Under the plan, PWS and TICT would release five-year reviews and annual reports to evaluate the Parks 21 project.

The tourism industry believes the agreement could be a world-first.

“It will provide a clear framework for tourism oper­ators to engage with parks and wildlife around licensing and leases to operate within parks and reserves,” Mr Martin said.

“This is about recognising the role Parks and Wildlife within our industry as ... a central pillar and driver of Tasman­ian tourism.”

Environmental groups say the move is another tourism industry bid for dev­elopment in protected places.

Mr Perry welcomed the tourism council’s recognition that PWS should be better funded but said Environment Tasmania was alarmed by the “corporatised” language of the agreement.

“Even Tasmanians are considered tourists, and their backyards a product,” Mr Perry said.

Re: Parks 21

Sun 07 Dec, 2014 7:46 am

“This is about recognising the role Parks and Wildlife within our industry as ... a central pillar and driver of Tasman­ian tourism.”

This is really about emasculating TasPAWS' primary purpose of protecting and preserving our natural environment.

Re: Parks 21

Sun 07 Dec, 2014 5:49 pm

Overlandman wrote:“It’s a shift from nature stewardship to that of a ‘tourism business’, even referring to PWS as a ‘significant tourism agency’, which is in fact the role of Tourism Tasmania,” Environment Tasmania forests spokesman Andrew Perry said.


I have to wonder that this is a move to have PWS to takeover all the failed FT tourism locations??

Re: Parks 21

Sun 07 Dec, 2014 9:11 pm

Sounds rather similar to what Jim Bacon tried to do back in the early 2000s with putting Tourism Tasmania and the various natural/cultural heritage agencies under one departmental roof, in the hope a more integrated approach to managing and promoting our touristic assets would help to further develop them while increasing visitorship.

Was a fairly logical notion, I thought, but TT were never particularly great at collaboration, or for that matter sharing budget, and of course jumped ship months after Jim's passing.

PWS's role in conservation and interpretation is important, obviously, but the money to fund it all has to come from somewhere.

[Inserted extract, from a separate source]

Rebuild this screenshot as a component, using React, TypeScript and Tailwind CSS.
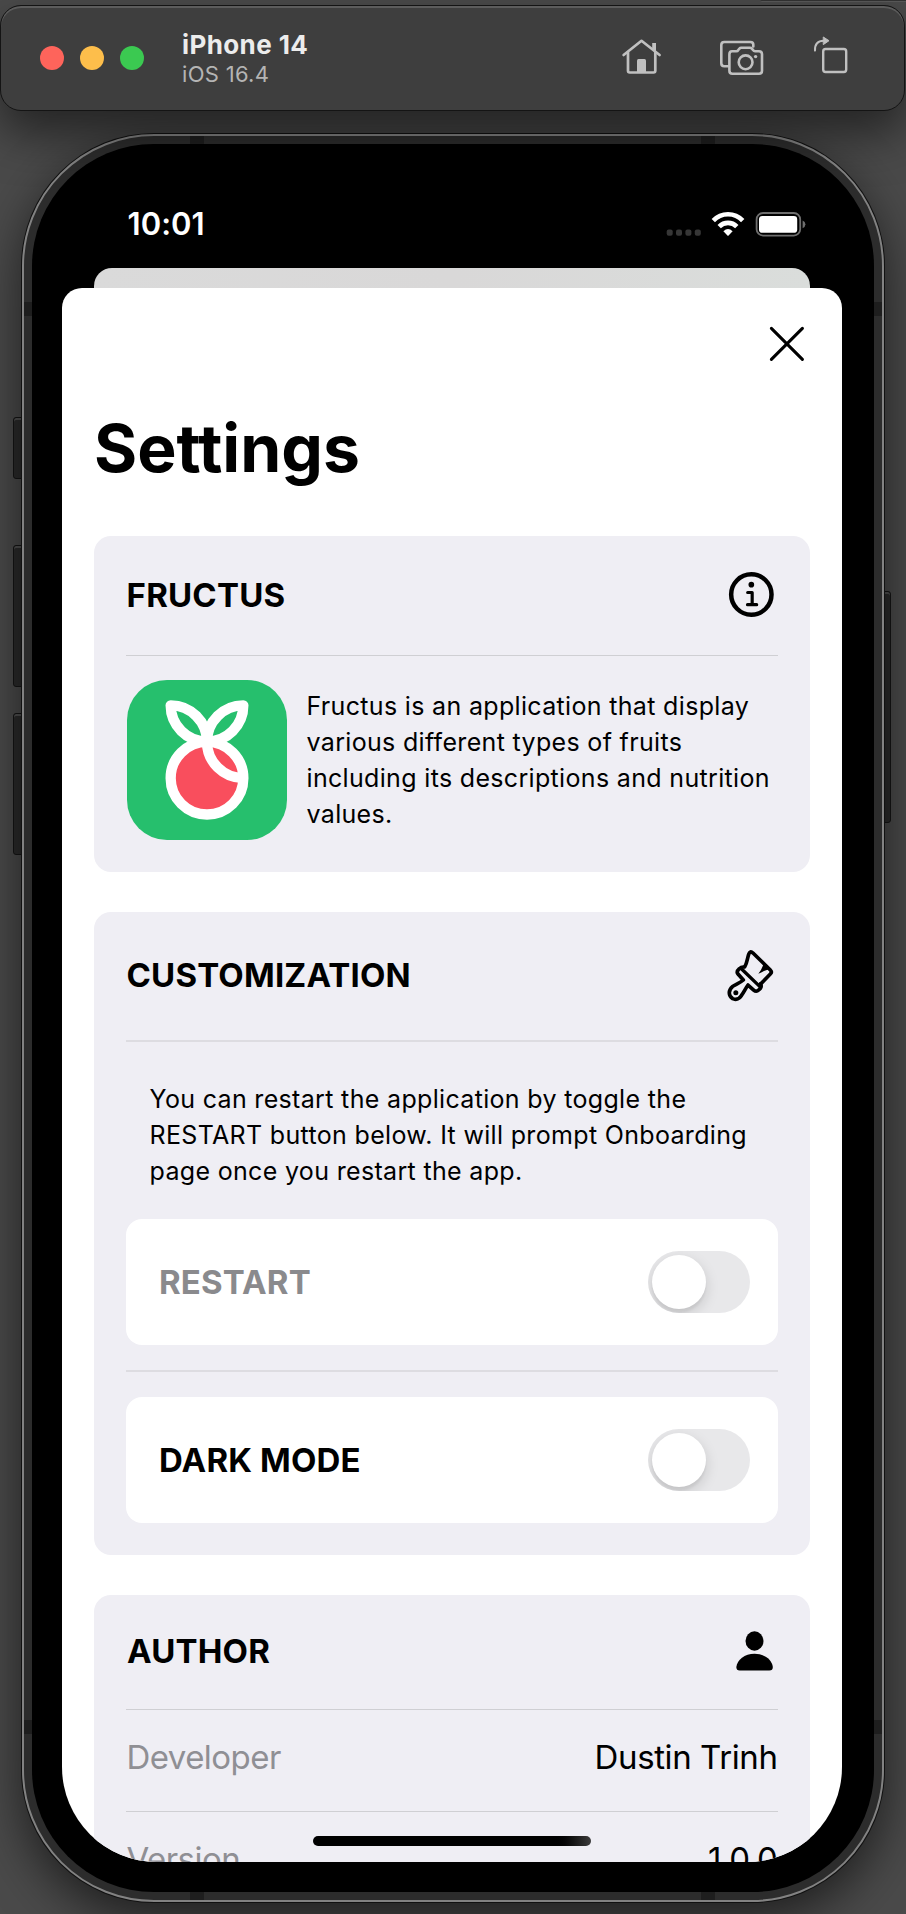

Going cap in hand to the government each year for a share of shrinking general revenue hasn't worked so well of late, and I don't see it improving any time soon. As always, the devil will be in the detail...

Re: Parks 21

Mon 08 Dec, 2014 8:52 am

Collaboration across industry and govt will become important. With the health budget forecast to overtake the entire state budget in coming years, then changes in approach have to be made somewhere. PWS and Tourism is a natural fit, PWS have not been actively involved in nature conservation since Jim Bacons DTPHA, this has instead been fragmented across DPIPWE on a shoestring budget. If Tourism/Parks can be done sensitively and sensibly then this approach can be a win/win situation. Sure some areas may be sacrificed a bit, but that could mean more dollars to protect those really special areas elsewhere. Of course we need more detail.